Broadway shows rarely translate successfully to the big screen. More common these days are the films that spawn musical shows. Photo: Bloomberg
Broadway shows rarely translate successfully to the big screen. More common these days are the films that spawn musical shows. Photo: Bloomberg

Years ago in the Hollywood development world, new bits about the film version of the 2003 Broadway hit Wicked arrived with the regularity of an 8 o’clock curtain. Producer Marc Platt had made new hires, or the project had new energy, or … And still a film waits.

Wicked has been too big a hit in too many places for anyone to rush. Star Idina Menzel, the original Elphaba, has taken to joking that so many years have passed that she couldn’t star in the movie even if she wanted to – unless it were as the Wizard.

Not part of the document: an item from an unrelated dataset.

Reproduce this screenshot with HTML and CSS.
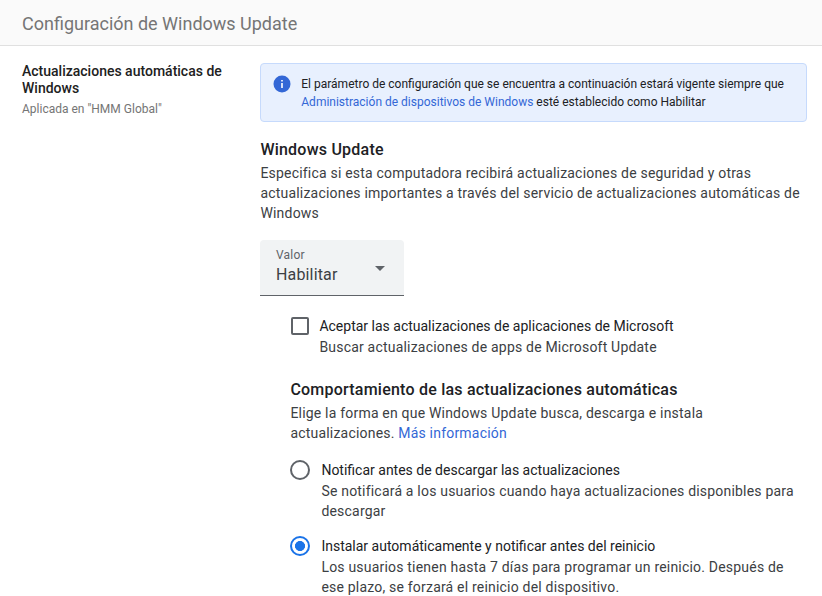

That doesn’t mean Hollywood and Broadway won’t strengthen their ties. Some of the biggest Tony nominees in recent years have come from film, including past best musical winners Once and Kinky Boots, The Producers and this year’s commercial breakout, Waitress.

A scene from Dreamgirls, the 2006 film directed by Bill Condon.
A scene from Dreamgirls, the 2006 film directed by Bill Condon.

But the challenges for Hamilton will remain in the stage realm. With the show’s Tony triumphs in the bag and its first anniversary on Broadway approaching, the question will be how to keep the momentum going.

Some of that, as recent media speculation has had it, is due to the possible departure of Miranda and other principal cast members. But some of it is also about a show finding a niche.

Many of the longest-running productions on Broadway tend to locate a consumer sweet spot. Jersey Boys has the people in the New York suburbs. Wicked has teenage girls. The Book of Mormon has comedy-seeking tourists. Hamilton has a cool factor. But to sell out for years, past a point when it’s novel and when many of the principals have moved on, a show needs to lock down an audience that will come out reliably and repeatedly.

In this way, Broadway actually has a lot in common with Hollywood: finding a target demographic is never easy.